J.T. Miller Is Suddenly Carrying The Rangers Biggest Season Question

As the New York Rangers look to rebound this season, J.T. Miller's resurgence as a leader on the ice is pivotal to their playoff hopes.

The Rangers can talk all they want about offseason changes, but the season still runs through J.T. Miller.

That’s the reality in New York heading into 2026-27. Miller is the captain, the top center, and the player the Rangers need to rebound after a rough first year wearing the “C.” If he doesn’t get back to the level the club expects, the path back to the playoffs gets a lot steeper.

Last season never really gave Miller a clean runway. He was named captain before the start of the Rangers’ 100th season, a choice that raised eyebrows because of his long history of emotional swings and the drama in Vancouver that eventually sent him back to New York.

The idea was simple enough: lead the Rangers back to being competitive. Instead, the season spiraled, and New York finished last in the Eastern Conference before landing the fifth overall pick in the 2026 NHL Draft.

Miller’s own year was hit hard almost immediately. He was injured in training camp, missed all preseason games, and was thought to be a candidate to miss the start of the season.

He pushed to play anyway, but the injury lingered in his performance early on, and other injuries piled up as the year went on. In 68 games, he finished with 17 goals and 53 points.

That’s not a disaster on paper, but it’s well below the 70-80 point level he’s expected to provide, and that drop-off mattered in a big way for a team that needed more from its captain.

The center situation around him is thinner now, too. The Rangers entered last season with Miller, Mika Zibanejad, and Vincent Trocheck as a solid trio down the middle.

Zibanejad delivered a strong year, but Trocheck was also slowed by injuries.
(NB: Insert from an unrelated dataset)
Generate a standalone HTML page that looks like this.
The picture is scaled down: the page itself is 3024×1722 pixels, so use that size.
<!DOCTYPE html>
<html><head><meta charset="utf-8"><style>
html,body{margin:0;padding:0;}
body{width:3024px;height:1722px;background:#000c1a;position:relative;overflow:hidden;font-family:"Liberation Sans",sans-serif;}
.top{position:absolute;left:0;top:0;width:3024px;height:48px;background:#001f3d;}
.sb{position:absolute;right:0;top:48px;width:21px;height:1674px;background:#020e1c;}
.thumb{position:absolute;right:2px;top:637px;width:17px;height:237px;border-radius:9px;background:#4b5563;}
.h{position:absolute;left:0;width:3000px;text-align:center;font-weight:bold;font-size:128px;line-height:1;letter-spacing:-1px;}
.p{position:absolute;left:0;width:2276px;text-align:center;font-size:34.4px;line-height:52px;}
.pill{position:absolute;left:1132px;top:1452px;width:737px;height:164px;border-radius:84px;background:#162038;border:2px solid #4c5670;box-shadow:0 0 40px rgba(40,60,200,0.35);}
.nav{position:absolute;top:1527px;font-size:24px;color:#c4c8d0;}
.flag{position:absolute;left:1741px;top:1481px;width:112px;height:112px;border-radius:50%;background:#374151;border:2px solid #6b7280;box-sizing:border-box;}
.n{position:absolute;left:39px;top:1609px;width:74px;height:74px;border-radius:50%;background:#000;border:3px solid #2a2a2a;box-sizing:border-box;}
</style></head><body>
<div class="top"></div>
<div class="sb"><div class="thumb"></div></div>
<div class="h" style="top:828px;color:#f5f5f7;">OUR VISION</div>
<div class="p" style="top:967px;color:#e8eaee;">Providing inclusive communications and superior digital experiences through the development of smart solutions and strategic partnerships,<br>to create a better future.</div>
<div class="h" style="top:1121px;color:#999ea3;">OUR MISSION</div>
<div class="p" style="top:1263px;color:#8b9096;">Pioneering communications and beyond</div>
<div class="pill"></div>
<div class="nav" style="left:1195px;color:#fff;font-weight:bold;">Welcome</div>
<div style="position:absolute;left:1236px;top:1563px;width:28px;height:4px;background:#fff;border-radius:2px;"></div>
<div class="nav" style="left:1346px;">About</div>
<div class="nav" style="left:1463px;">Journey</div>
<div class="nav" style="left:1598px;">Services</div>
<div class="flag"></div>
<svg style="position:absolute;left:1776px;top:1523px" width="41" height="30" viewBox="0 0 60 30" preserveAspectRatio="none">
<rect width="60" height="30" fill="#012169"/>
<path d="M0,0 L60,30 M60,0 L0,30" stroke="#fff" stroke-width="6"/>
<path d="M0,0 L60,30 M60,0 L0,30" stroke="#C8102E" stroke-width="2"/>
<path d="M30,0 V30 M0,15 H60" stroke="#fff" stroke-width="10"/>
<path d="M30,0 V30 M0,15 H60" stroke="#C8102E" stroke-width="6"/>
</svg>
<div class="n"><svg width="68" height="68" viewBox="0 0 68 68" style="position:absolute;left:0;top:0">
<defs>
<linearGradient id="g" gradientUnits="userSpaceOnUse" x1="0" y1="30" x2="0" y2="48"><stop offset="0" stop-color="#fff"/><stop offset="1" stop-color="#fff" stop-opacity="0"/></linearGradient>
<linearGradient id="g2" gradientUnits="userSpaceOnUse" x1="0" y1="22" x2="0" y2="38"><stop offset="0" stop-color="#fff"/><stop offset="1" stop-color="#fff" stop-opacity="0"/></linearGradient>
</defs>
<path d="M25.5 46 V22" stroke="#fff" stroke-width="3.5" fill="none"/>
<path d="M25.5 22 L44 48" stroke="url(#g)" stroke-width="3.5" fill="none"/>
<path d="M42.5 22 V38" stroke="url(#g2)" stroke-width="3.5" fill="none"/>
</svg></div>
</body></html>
Once the team shifted into a retool, it became obvious Trocheck was likely on the move, and on July 1 he was traded to the Utah Mammoth.

That leaves a gap the Rangers still haven’t filled this offseason.
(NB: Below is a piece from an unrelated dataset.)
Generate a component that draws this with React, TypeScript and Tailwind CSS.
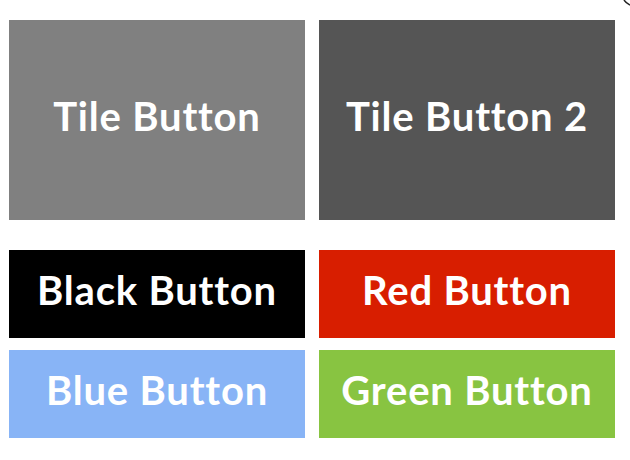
import React from 'react'

const tiles = [
  { label: "Tile Button", bg: "bg-[#808080]" },
  { label: "Tile Button 2", bg: "bg-[#555555]" },
]

const buttons = [
  { label: "Black Button", bg: "bg-black" },
  { label: "Red Button", bg: "bg-[#d81e00]" },
  { label: "Blue Button", bg: "bg-[#88b4f6]" },
  { label: "Green Button", bg: "bg-[#88c441]" },
]

const App = () => {
  return (
    <div className="relative w-[630px] h-[460px] bg-white pt-[20px] pl-[9px] font-['Lato',sans-serif] font-bold text-white">
      <div className="grid grid-cols-[296px_296px] gap-x-[14px]">
        {tiles.map(t => (
          <button key={t.label} className={`${t.bg} h-[200px] pb-[8px] flex items-center justify-center text-[40px] tracking-[0.8px] leading-none`}>
            {t.label}
          </button>
        ))}
      </div>
      <div className="grid grid-cols-[296px_296px] gap-x-[14px] gap-y-[12px] mt-[30px]">
        {buttons.map(b => (
          <button key={b.label} className={`${b.bg} h-[88px] pb-[8px] flex items-center justify-center text-[40px] tracking-[0.8px] leading-none`}>
            {b.label}
          </button>
        ))}
      </div>
      <svg className="absolute top-0 right-0" width="8" height="6" viewBox="0 0 8 6">
        <path d="M2 0 Q4 3 8 5" stroke="#222" strokeWidth="1.5" fill="none" />
      </svg>
    </div>
  )
}

export default App;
For now, the expectation appears to be that Noah Laba will be asked to handle the third-line center job in just his second season as a pro. Laba has some of the same traits Trocheck brought, especially in skating and defensive work, but that’s still a heavy lift for a 22-year-old.

It only makes Miller’s importance grow. New York no longer has Trocheck sitting there as a safety net if Miller misses time or struggles again.
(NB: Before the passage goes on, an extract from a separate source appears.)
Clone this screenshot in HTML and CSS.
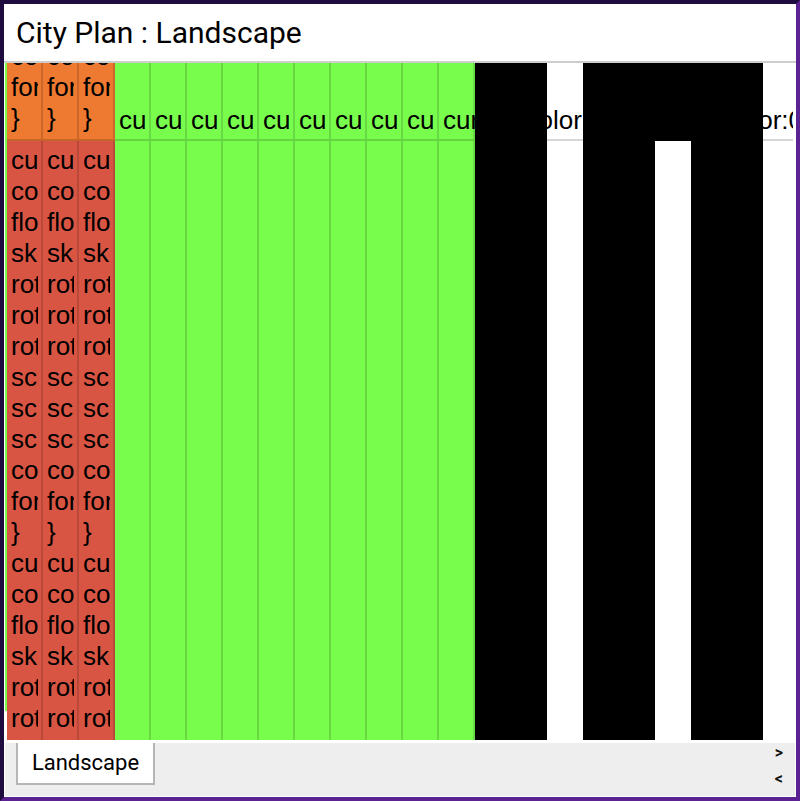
FILE: index.html
```html
<!DOCTYPE html>
<html lang="en">
<head>
<meta charset="utf-8">
<title>City Plan : Landscape</title>
<link rel="stylesheet" href="styles.css">
</head>
<body>
<div class="frame">
  <header class="title-bar"><h1 class="title">City Plan : Landscape</h1></header>
  <main class="sheet">
    <div class="edge"></div>
    <div class="table">
      <div class="row head">
        <div class="cell orange"><div class="clip"><div>color:#000;</div><div>font-size:24px;</div><div>}</div></div></div>
        <div class="cell orange"><div class="clip"><div>color:#000;</div><div>font-size:24px;</div><div>}</div></div></div>
        <div class="cell orange"><div class="clip"><div>color:#000;</div><div>font-size:24px;</div><div>}</div></div></div>
        <div class="cell green"><div class="clip"><div>cursor:pointer;</div></div></div>
        <div class="cell green"><div class="clip"><div>cursor:pointer;</div></div></div>
        <div class="cell green"><div class="clip"><div>cursor:pointer;</div></div></div>
        <div class="cell green"><div class="clip"><div>cursor:pointer;</div></div></div>
        <div class="cell green"><div class="clip"><div>cursor:pointer;</div></div></div>
        <div class="cell green"><div class="clip"><div>cursor:pointer;</div></div></div>
        <div class="cell green"><div class="clip"><div>cursor:pointer;</div></div></div>
        <div class="cell green"><div class="clip"><div>cursor:pointer;</div></div></div>
        <div class="cell green"><div class="clip"><div>cursor:pointer;</div></div></div>
        <div class="cell green"><div class="free"><div>cursor:<span class="nudge">color</span></div></div></div>
        <div class="cell black"></div>
        <div class="cell black"></div>
        <div class="cell blank"></div>
        <div class="cell black"></div>
        <div class="cell black"></div>
        <div class="cell black"></div>
        <div class="cell black"></div>
        <div class="cell black"><div class="free pull"><div>color:0</div></div></div>
        <div class="cell blank last"></div>
      </div>
      <div class="row body">
        <div class="cell red"><div class="clip"><div>cursor:pointer;</div><div>color:#000;</div><div>float:left;</div><div>skew:0deg;</div><div>rotateX:0deg;</div><div>rotateY:0deg;</div><div>rotateZ:0deg;</div><div>scaleX:1;</div><div>scaleY:1;</div><div>scaleZ:1;</div><div>color:#000;</div><div>font-size:24px;</div><div>}</div><div>cursor:pointer;</div><div>color:#000;</div><div>float:left;</div><div>skew:0deg;</div><div>rotateX:0deg;</div><div>rotateY:0deg;</div><div>rotateZ:0deg;</div></div></div>
        <div class="cell red"><div class="clip"><div>cursor:pointer;</div><div>color:#000;</div><div>float:left;</div><div>skew:0deg;</div><div>rotateX:0deg;</div><div>rotateY:0deg;</div><div>rotateZ:0deg;</div><div>scaleX:1;</div><div>scaleY:1;</div><div>scaleZ:1;</div><div>color:#000;</div><div>font-size:24px;</div><div>}</div><div>cursor:pointer;</div><div>color:#000;</div><div>float:left;</div><div>skew:0deg;</div><div>rotateX:0deg;</div><div>rotateY:0deg;</div><div>rotateZ:0deg;</div></div></div>
        <div class="cell red"><div class="clip"><div>cursor:pointer;</div><div>color:#000;</div><div>float:left;</div><div>skew:0deg;</div><div>rotateX:0deg;</div><div>rotateY:0deg;</div><div>rotateZ:0deg;</div><div>scaleX:1;</div><div>scaleY:1;</div><div>scaleZ:1;</div><div>color:#000;</div><div>font-size:24px;</div><div>}</div><div>cursor:pointer;</div><div>color:#000;</div><div>float:left;</div><div>skew:0deg;</div><div>rotateX:0deg;</div><div>rotateY:0deg;</div><div>rotateZ:0deg;</div></div></div>
        <div class="cell green"></div>
        <div class="cell green"></div>
        <div class="cell green"></div>
        <div class="cell green"></div>
        <div class="cell green"></div>
        <div class="cell green"></div>
        <div class="cell green"></div>
        <div class="cell green"></div>
        <div class="cell green"></div>
        <div class="cell green"></div>
        <div class="cell black"></div>
        <div class="cell black"></div>
        <div class="cell blank"></div>
        <div class="cell black"></div>
        <div class="cell black"></div>
        <div class="cell blank"></div>
        <div class="cell black"></div>
        <div class="cell black"></div>
        <div class="cell blank last"></div>
      </div>
    </div>
  </main>
  <footer class="tab-bar">
    <button class="tab" type="button">Landscape</button>
    <div class="arrows"><span>&gt;</span><span>&lt;</span></div>
  </footer>
</div>
</body>
</html>
```
FILE: styles.css
```css
* { box-sizing: border-box; }
html, body { margin: 0; padding: 0; }
body { background: #fff; }

.frame {
  width: 800px;
  height: 801px;
  display: flex;
  flex-direction: column;
  background: #fff;
  border-style: solid;
  border-width: 4px;
  border-color: #1e0c3e #5a2391 #5a2391 #1e0c3e;
  overflow: hidden;
}

.title-bar {
  height: 59px;
  flex: none;
  display: flex;
  align-items: center;
  padding-left: 12px;
  border-bottom: 2px solid #cdcdcd;
}
.title {
  margin: 0;
  font: 400 30px/1.2 Roboto, sans-serif;
  color: #000;
}

.sheet {
  height: 677px;
  flex: none;
  display: flex;
  padding-left: 1px;
}
.edge {
  width: 2px;
  height: 648px;
  flex: none;
  background: #79fd4d;
}
.table {
  width: 786px;
  flex: none;
  overflow: hidden;
  display: flex;
  flex-direction: column;
  font: 400 26px/31px "Liberation Sans", Arial, sans-serif;
  color: #000;
}

.row { display: flex; flex: none; }
.row.head { height: 78px; }
.row.body { height: 599px; }

.cell {
  width: 36px;
  flex: none;
  padding: 0 4px;
  display: flex;
  flex-direction: column;
  overflow: hidden;
  border-right: 2px solid rgba(0, 0, 0, 0.14);
}
.head .cell {
  justify-content: flex-end;
  border-bottom: 2px solid rgba(0, 0, 0, 0.16);
  padding-bottom: 3px;
}
.head .orange { padding-bottom: 5px; }
.body .cell { padding-top: 4px; }

.orange { background: #ed7a30; }
.red { background: #d95543; }
.green { background: #79fd4d; }
.black { background: #000; }
.blank { border-right: 0; }
.last { width: 30px; }

.clip { width: 27px; flex: none; overflow: hidden; white-space: nowrap; }
.free { width: 28px; flex: none; white-space: nowrap; }
.pull { margin-left: -6px; }
.nudge { margin-left: 3px; }
.cell:has(.free) { overflow: visible; }

.tab-bar {
  flex: none;
  height: 53px;
  margin: 3px 1px 0 1px;
  background: #eee;
  display: flex;
  justify-content: space-between;
  align-items: flex-start;
  padding-left: 11px;
}
.tab {
  width: 139px;
  height: 42px;
  margin: 0;
  padding: 0;
  background: #fff;
  border: 2px solid #b5b5b5;
  border-top: 0;
  border-radius: 0;
  font: 400 22px/1 Roboto, sans-serif;
  color: #000;
}
.arrows {
  display: flex;
  flex-direction: column;
  gap: 9px;
  padding: 1px 12px 0 0;
  font: 700 16px/17px Roboto, sans-serif;
  color: #111;
}
```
The Rangers also may be asking Miller to help bring along some new faces. If the team keeps the Zibanejad-Alexis Lafreniere-Gabe Perreault line together, Miller is set to open the season with two different linemates.

Pavel Dorofeyev arrived in a trade with the Vegas Golden Knights, and Oliver Bjorkstrand was signed as a free agent on July 1. Dorofeyev brings elite goal scoring, something the Rangers lacked last season, while Miller’s game leans more toward playmaking.

If that pairing clicks, it could become one of the team’s most dangerous combinations.

Bjorkstrand is another player who could benefit from Miller’s setup ability. He didn’t quite fit with the Tampa Bay Lightning over the last two seasons, but he has scored 20 or more goals five times in his career.

If the Rangers don’t make any more moves, he should get a top-six look with Miller feeding him pucks. That puts even more on Miller’s plate, not just as a producer but as the guy responsible for helping new teammates settle in and adapt to Mike Sullivan’s system.

That’s the job now. Miller is no longer just a talented center with a reputation for intensity.

He’s the captain of an Original Six franchise in one of the sport’s biggest markets, and the Rangers need him to look like the player they believe he can be. After a season that fell short in almost every way, there isn’t much margin left.

If Miller bounces back, the Rangers have a chance to move forward. If he doesn’t, they’re going to feel it everywhere.